Padre Luiz fez um convite aos cristãos
e particularmente aos paroquianos da São Pedro Pescador para celebrarem a
Semana Santa como verdadeiros católicos. “Não podemos estar indiferentes a esse
tempo, e o pior, comemorando outras coisas. Não que isso seja impedimento para
sermos felizes, pois tem outras datas do ano para fazer isso.

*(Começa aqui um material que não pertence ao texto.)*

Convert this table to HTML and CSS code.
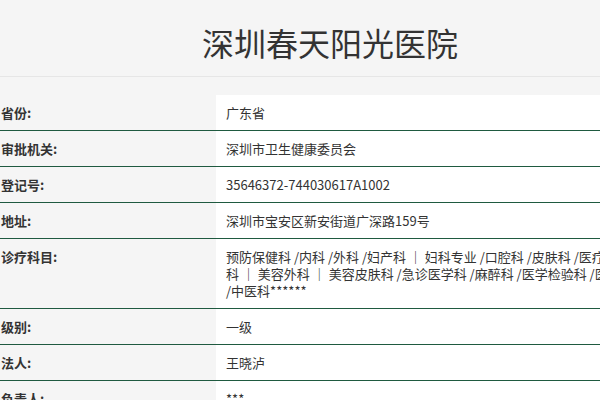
FILE: index.html
```html
<!DOCTYPE html>
<html lang="zh-CN">
<head>
<meta charset="utf-8">
<title>深圳春天阳光医院</title>
<link rel="stylesheet" href="styles.css">
</head>
<body>
<div class="page">
  <header class="head">
    <h1 class="title">深圳春天阳光医院</h1>
  </header>
  <div class="info">
    <div class="row"><div class="label">省份:</div><div class="value">广东省</div></div>
    <div class="row"><div class="label">审批机关:</div><div class="value">深圳市卫生健康委员会</div></div>
    <div class="row"><div class="label">登记号:</div><div class="value">35646372-744030617A1002</div></div>
    <div class="row"><div class="label">地址:</div><div class="value">深圳市宝安区新安街道广深路159号</div></div>
    <div class="row"><div class="label">诊疗科目:</div><div class="value value-lines">预防保健科 /内科 /外科 /妇产科 ｜ 妇科专业 /口腔科 /皮肤科 /医疗美容<br>科 ｜ 美容外科 ｜ 美容皮肤科 /急诊医学科 /麻醉科 /医学检验科 /医学影像科<br>/中医科******</div></div>
    <div class="row"><div class="label">级别:</div><div class="value">一级</div></div>
    <div class="row"><div class="label">法人:</div><div class="value">王晓泸</div></div>
    <div class="row"><div class="label">负责人:</div><div class="value">***</div></div>
  </div>
</div>
</body>
</html>
```
FILE: styles.css
```css
html, body {
  margin: 0;
  padding: 0;
  background: #f5f5f5;
  overflow: hidden;
}
body {
  font-family: "Microsoft YaHei", "Noto Sans CJK SC", "Noto Sans", sans-serif;
  color: #333;
}
.page {
  width: 660px;
}
.head {
  height: 76px;
  border-bottom: 1px solid #e6e6e6;
  display: flex;
  align-items: center;
  justify-content: center;
}
.title {
  margin: 8px 0 0;
  font-size: 32px;
  font-weight: normal;
  line-height: 40px;
  color: #333;
}
.info {
  margin-top: 18px;
}
.row {
  display: grid;
  grid-template-columns: 216px 1fr;
  border-bottom: 1px solid #1f5a40;
}
.label {
  font-size: 13px;
  font-weight: bold;
  line-height: 17px;
  padding: 9px 0 9px 1px;
  color: #333;
}
.value {
  background: #fff;
  font-size: 13px;
  line-height: 17px;
  padding: 9px 10px;
  color: #333;
}
.value-lines {
  white-space: nowrap;
  overflow: hidden;
}
```
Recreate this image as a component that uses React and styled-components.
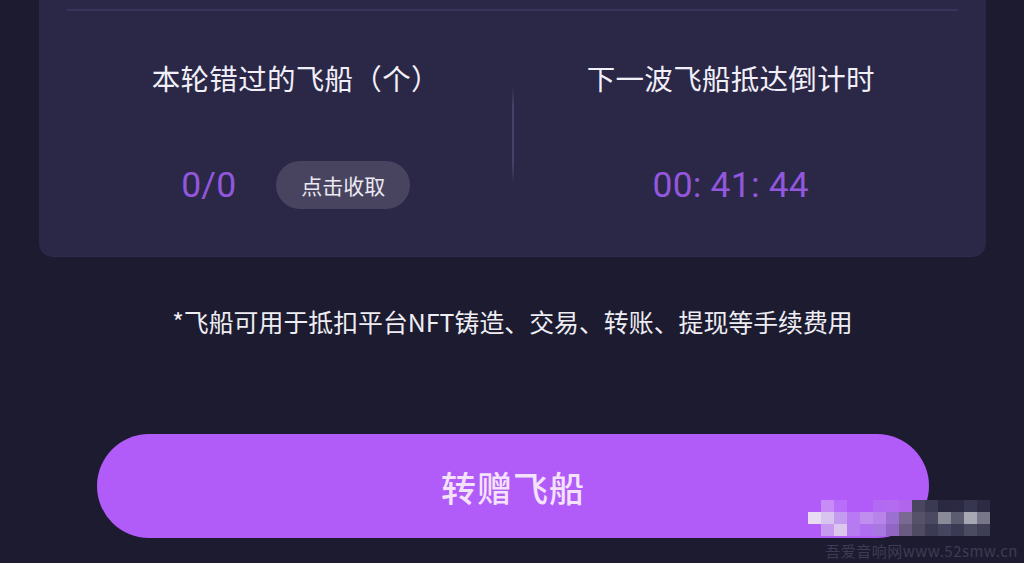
import React from "react";
import styled, { createGlobalStyle } from "styled-components";

const GlobalStyle = createGlobalStyle`
  html, body {
    margin: 0;
    padding: 0;
    background: #1c1b30;
  }
  body {
    font-family: "Noto Sans CJK SC", "Noto Sans", sans-serif;
    -webkit-font-smoothing: antialiased;
  }
`;

const Page = styled.div`
  position: relative;
  width: 1024px;
  height: 563px;
  overflow: hidden;
  padding: 0 38px 0 39px;
  box-sizing: border-box;
  display: flex;
  flex-direction: column;
`;

const Card = styled.div`
  background: #2a2747;
  border-radius: 0 0 14px 14px;
  padding: 9px 28px 48px;
  box-shadow: inset 0 -1px 0 rgba(255, 255, 255, 0.03);
`;

const TopRule = styled.div`
  height: 2px;
  background: #38355a;
`;

const Stats = styled.div`
  display: grid;
  grid-template-columns: 1fr 2px 1fr;
  margin-top: 49px;
`;

const Column = styled.div`
  display: flex;
  flex-direction: column;
  align-items: center;
  padding-left: ${(p) => (p.$side === "left" ? "13px" : "0")};
  padding-right: ${(p) => (p.$side === "right" ? "10px" : "0")};
`;

const Title = styled.div`
  font-size: 28.5px;
  line-height: 36px;
  color: #f1eff7;
  letter-spacing: 0.3px;
`;

const ValueRow = styled.div`
  display: flex;
  align-items: center;
  gap: 40px;
  height: 48px;
  margin-top: 65px;
`;

const Value = styled.span`
  font-family: Roboto, "Noto Sans", sans-serif;
  font-size: 35.5px;
  line-height: 48px;
  color: #9257dc;
  letter-spacing: 0.2px;
`;

const CollectButton = styled.button`
  width: 134px;
  height: 48px;
  border: none;
  border-radius: 24px;
  background: #48445f;
  color: #ebe9f1;
  font-family: "Noto Sans CJK SC", sans-serif;
  font-size: 21px;
  padding: 0;
`;

const VDivider = styled.div`
  align-self: center;
  height: 96px;
  width: 2px;
  background: linear-gradient(
    to bottom,
    rgba(70, 67, 106, 0),
    #45426a 20%,
    #45426a 80%,
    rgba(70, 67, 106, 0)
  );
`;

const Note = styled.p`
  margin: 48px 0 0;
  text-align: center;
  font-size: 24.9px;
  line-height: 32px;
  color: #eeedf3;
`;

const GiftButton = styled.button`
  margin: 97px 57px 0 58px;
  height: 104px;
  border: none;
  border-radius: 52px;
  background: #b15cf8;
  color: #f4e2fa;
  font-family: "Noto Sans CJK SC", sans-serif;
  font-size: 35px;
  font-weight: 500;
  letter-spacing: 1px;
`;

const Mosaic = styled.div`
  position: absolute;
  left: 808px;
  top: 500px;
  display: grid;
  grid-template-columns: repeat(14, 13px);
  grid-auto-rows: 12px;
`;

const Tile = styled.div`
  background: ${(p) => p.$c};
`;

const Watermark = styled.div`
  position: absolute;
  right: 6px;
  bottom: 2px;
  font-family: "Noto Sans CJK SC", sans-serif;
  font-size: 15px;
  color: #3d3c55;
  letter-spacing: 0.5px;
`;

const mosaic = [
  ["#b15cf8", "#c88cf6", "#b86ef8", "#b15cf8", "#b15cf8", "#b26af2", "#b36cf0", "#b165ec", "#4a4660", "#3a3a52", "#2a2940", "#2b2a42", "#363650", "#2c2b43"],
  ["#e8dcf2", "#d9c4f0", "#c39bef", "#b87af2", "#c08eee", "#b884ec", "#9c6fd2", "#7a6a92", "#55526a", "#4a4960", "#8a8a98", "#5c5c70", "#a8a8b4", "#777789"],
  ["#b15cf8", "#c79af0", "#dcc6ee", "#b47cef", "#b06ef0", "#a878e0", "#9264c4", "#6a5c80", "#4e4b63", "#3c3b54", "#464560", "#3a3a52", "#4b4b62", "#3e3e55"],
];

export default function App() {
  return (
    <>
      <GlobalStyle />
      <Page>
        <Card>
          <TopRule />
          <Stats>
            <Column $side="left">
              <Title>本轮错过的飞船（个）</Title>
              <ValueRow>
                <Value>0/0</Value>
                <CollectButton>点击收取</CollectButton>
              </ValueRow>
            </Column>
            <VDivider />
            <Column $side="right">
              <Title>下一波飞船抵达倒计时</Title>
              <ValueRow>
                <Value>00: 41: 44</Value>
              </ValueRow>
            </Column>
          </Stats>
        </Card>
        <Note>*飞船可用于抵扣平台NFT铸造、交易、转账、提现等手续费用</Note>
        <GiftButton>转赠飞船</GiftButton>
        <Mosaic>
          {mosaic.flat().map((c, i) => (
            <Tile key={i} $c={c} />
          ))}
        </Mosaic>
        <Watermark>吾爱音响网www.52smw.cn</Watermark>
      </Page>
    </>
  );
}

Onde estiver,
guarde um tempo e lugar para se alimentar da Eucaristia, viver todos os
mistérios desse tempo”, orientou.
“Jesus morreu e ressuscitou
por nós e o mínimo que devermos fazer é estarmos intimamente ligado a Ele
também na liturgia da Igreja, na celebração, em comunhão e unidade com a Igreja
que nos gera pela fé e alimenta pela Eucaristia”.
A ministra da Eucaristia,
Zezé Sobreira, está há 23 anos na Paróquia São Pedro Pescador e participou do Oficio
das Trevas, segundo ela um ritual de preparação para vivenciar todo o
sofrimento de Jesus. “Tanto amor que Ele se dedicou através da cruz, de doar
sua vida por todos nós. Essa celebração é o início de todo o sofrimento que a
gente tem que passar em respeito e amor a Ele que doou a sua vida para nos
salvar”, adiantou.
A paroquiana da
São Pedro afirmou que esse é o momento de reflexão sobre o nosso comportamento em
agirmos diante do irmão e sempre ver o que Jesus é para gente. “Procuremos ver
no irmão a face de Jesus, a face de amor, carinho e perdão. Essa noite foi a despedida
de Jesus com os seus discípulos. A certeza da confiança que tudo que Jesus passou,
valeu a pena por todos nós”, disse Zezé.